A View from the Legislative Minority in the North Carolina of the 2020s: Where to Find Hope
Our April speaker will be State Senator Lisa Grafstein, D-Wake County. She will speak to us Sunday evening, April 28. The meeting begins at 7 pm at the home of Tom Cameron and Earl Actub.
Sen. Grafstein did her undergraduate work at Northwestern University in Chicago. She moved to North Carolina in 1990. She graduated from UNC Law School in Chapel Hill. Starting in 1995, she has practiced civil rights law, doing so since 2011 on the staff of Disability Rights North Carolina.
She has been President of the NC Association of Women Attorneys, Co-Chair of the NC Justice Center, and a Board member of NC Gay and Lesbian Attorneys. She has managed the campaigns of several woman running for appellate judgeships, including Linda Stephens and Robin Hudson.

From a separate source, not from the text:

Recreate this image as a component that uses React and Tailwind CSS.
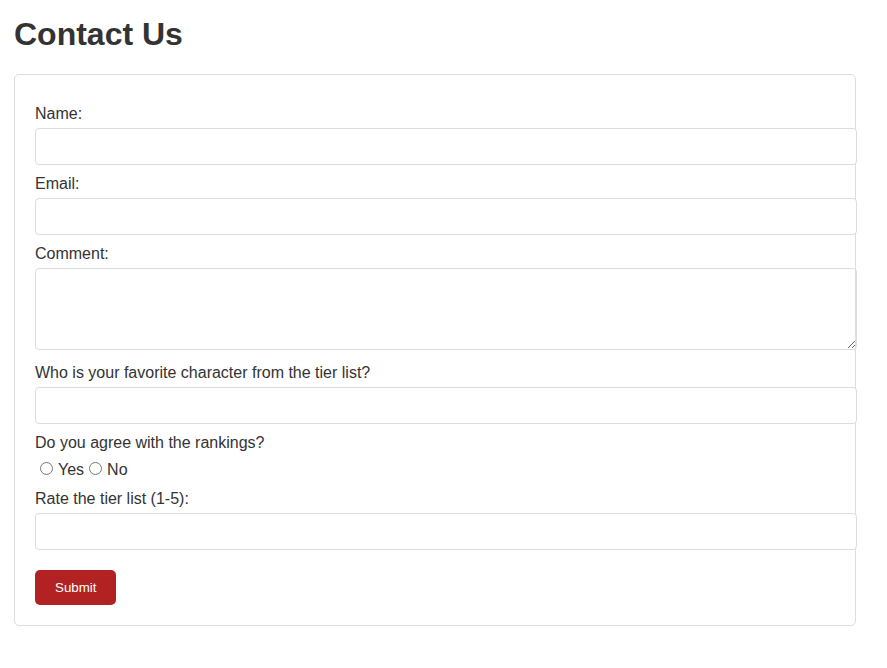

In 2022, she ran for a newly created seat in the NC Senate and won. As a result of an NC Supreme Court decision that declared partisan gerrymandering safe from challenge, her district was redrawn in 2023 such that she was part of only two pairs of State Senators who were put in the same district. In legislative jargon, that is known as “double-bunking.” She was paired with Senate Democratic Whip Jay Chaudhuri. But she decided to move in midterm from North Raleigh to Southern Wake County so she could run for an open seat. She went from an easy Democratic seat to a somewhat Republican leaning tossup district. Her opponent, the GOP nominee, filed an alienation of affections lawsuit last year against the GOP Speaker of the House.
Lisa Grafstein is currently the only out LGBT Senator. There are several out LGBT members in the House.